When the monarch dies, the cry goes up “The King is Dead, Long Live the King!”. At Labour Party headquarters in Britain the new cry appears to be “New Labour is Dead, Long Live the Labour Party!”.
With Gordon Brown’s resignation, the race is on to succeed him as Leader of the Labour Party and the first two into the race – Ed and David Milliband – have made it clear that they wish to return to the heart and soul of the party and have done with the idea of “new” Labour. Ed Balls, who is likely to announce his candidacy shortly has also said that this will be a battle about returning to the true roots of the party and to fight the next election from a progressive position, not as “red Tories” (the name given to left of centre conservatives). John Cruddas, who famously resigned from the Brown cabinet in the hope of triggering a rebellion in 2009, has also indicated that the challenge will be to bring Labour back to square one and rebuild the party as a party of the progressive left, though he has ruled himself out of the race.
The fact that some key figures – Harriet Harman, Alan Johnson, Jack Straw – who have been associated for a considerable time with the “new” Labour “brand” have made clear that they will not be candidates, also indicates that the “new” Labour motif is to be sidestepped in favour of a more progressive, left of centre stance.
There are two major reasons for this shift of thinking within the Labour party. The first and most obvious is arithmetic: Labour was roundly rejected in the recent general election by the people. Though it did better than some expected, it was Labour’s worse showing in terms of popular vote for eighty years. The party was not humiliated, but roundly defeated and will now spend at least five years if not a decade in opposition.
Second, there is clear evidence that throwing money at problems and setting centrally determined targets for health, education and social programs – state centralism – does not work. The history of new Labour will be written sometime in the future. It will focus on how Blair and Brown sought to “control” the levers of the State through money, targets, quango’s and inspection and how this failed to create any major improvements in health, education and other fields. What this did do was turn Britain from a nation of shopkeepers and entrepreneurs into a nation of bookkeepers and idea inhibitors who work for the public sector. Wages in the public sector are 7-9% higher than in the private sector and Britain is primarily a public sector economy with some entrepreneurial activity.
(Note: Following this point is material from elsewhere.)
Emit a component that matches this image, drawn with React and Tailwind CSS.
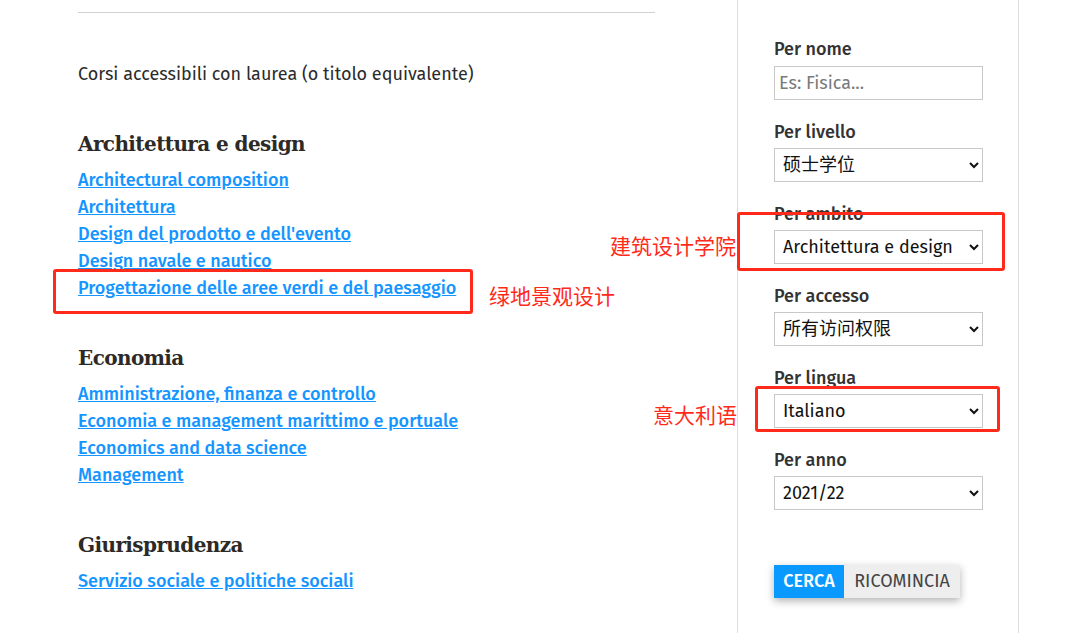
import React from "react";

const sections = [
  {
    title: "Architettura e design",
    links: [
      "Architectural composition",
      "Architettura",
      "Design del prodotto e dell'evento",
      "Design navale e nautico",
      "Progettazione delle aree verdi e del paesaggio",
    ],
  },
  {
    title: "Economia",
    links: [
      "Amministrazione, finanza e controllo",
      "Economia e management marittimo e portuale",
      "Economics and data science",
      "Management",
    ],
  },
  {
    title: "Giurisprudenza",
    links: ["Servizio sociale e politiche sociali"],
  },
];

const filters = [
  { label: "Per livello", value: "硕士学位" },
  { label: "Per ambito", value: "Architettura e design" },
  { label: "Per accesso", value: "所有访问权限" },
  { label: "Per lingua", value: "Italiano" },
  { label: "Per anno", value: "2021/22" },
];

const sans = "font-['Fira_Sans','Lato','Noto_Sans_CJK_SC',sans-serif]";
const note = "text-[21px] leading-[26px] text-[#ff2a1a] font-['Noto_Sans_CJK_SC',sans-serif] whitespace-nowrap";
const box = "border-[3px] border-[#ff2a1a] rounded-[3px] shrink-0";

function App() {
  return (
    <div className={`relative min-h-screen bg-white flex ${sans}`}>
      {/* main list */}
      <div className="w-[655px] pl-[78px] pt-[12px] shrink-0">
        <div className="border-t border-[#d0d0d0] pt-[48px]">
          <p className="text-[18px] leading-[27px] text-[#2b2b2b]">
            Corsi accessibili con laurea (o titolo equivalente)
          </p>
          {sections.map((s) => (
            <div key={s.title} className="mt-[41px]">
              <h2 className="font-['DejaVu_Serif',serif] font-bold text-[20px] leading-[30px] text-[#2d2926] mb-[8px] tracking-[-0.6px]">
                {s.title}
              </h2>
              <ul>
                {s.links.map((l) => (
                  <li key={l} className="text-[18px] leading-[27px]">
                    <a href="#" className="text-[#1495ff] font-medium underline">
                      {l}
                    </a>
                  </li>
                ))}
              </ul>
            </div>
          ))}
        </div>
      </div>

      {/* sidebar */}
      <aside className="ml-[82px] w-[282px] shrink-0 border-x border-[#dcdcdc] pl-[36px] pt-[37px]">
        <label className="block text-[18px] leading-[24px] font-medium text-[#333] mb-[5px]">
          Per nome
        </label>
        <input
          type="text"
          placeholder="Es: Fisica..."
          className="w-[209px] h-[34px] border border-[#c8c8c8] px-[4px] text-[18px] placeholder:text-[#7a7a7a] outline-none"
        />
        {filters.map((f) => (
          <div key={f.label} className="mt-[20px]">
            <label className="block text-[18px] leading-[24px] font-medium text-[#333] mb-[4px]">
              {f.label}
            </label>
            <select
              defaultValue={f.value}
              className="w-[209px] h-[34px] border border-[#c8c8c8] pl-[4px] pr-[6px] text-[18px] text-[#111] bg-white"
            >
              <option>{f.value}</option>
            </select>
          </div>
        ))}
        <div className="mt-[55px] flex w-fit shadow-[0_3px_8px_rgba(0,0,0,0.3)]">
          <button className="h-[33px] w-[70px] bg-[#0a99ff] text-white text-[18px] font-medium">
            CERCA
          </button>
          <button className="h-[33px] w-[116px] bg-[#eeeeee] text-[#444] text-[18px]">
            RICOMINCIA
          </button>
        </div>
      </aside>

      {/* annotations drawn over the page */}
      <div className="absolute left-[53px] top-[269px] flex items-start gap-[16px]">
        <div className={`${box} w-[420px] h-[45px]`} />
        <span className={`${note} mt-[13px]`}>绿地景观设计</span>
      </div>
      <div className="absolute left-[610px] top-[212px] flex items-start gap-[1px]">
        <span className={`${note} mt-[20px]`}>建筑设计学院</span>
        <div className={`${box} w-[268px] h-[59px]`} />
      </div>
      <div className="absolute left-[653px] top-[386px] flex items-start gap-[18px]">
        <span className={`${note} mt-[15px]`}>意大利语</span>
        <div className={`${box} w-[245px] h-[46px]`} />
      </div>
    </div>
  );
}

export default App;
The next Labour leader needs to explain how Labour will transform communities and public organizations in such a way that they are once again effective means of securing fairness, meritocracy and empowerment. They will need to show how their thinking differs from that of the progressive arm of the Conservative party who appear to be pursuing policies closer to “old” Labour than Labour itself. They also have to explain how Labour will return pride, dignity and respect to communities, schools, health care and other public sector services. It is a tall order.
What we will witness in the Labour Party’s leadership struggle between now and the start of the party conference in September is a struggle for the ideological grounding of the party. The Milliband brothers are likely to provide the conversations, debates and writing that will articulate this ideology and lead to significant policy shifts – John Cruddas could also provide ballast to thinking, even though he will not be a candidate. Ed Balls, in contrast, is a lightweight thinker with heavyweight credentials – an enforcer and proclaimer rather than a thinker and imaginer. It will be an interesting time, but not the best of times for Labour.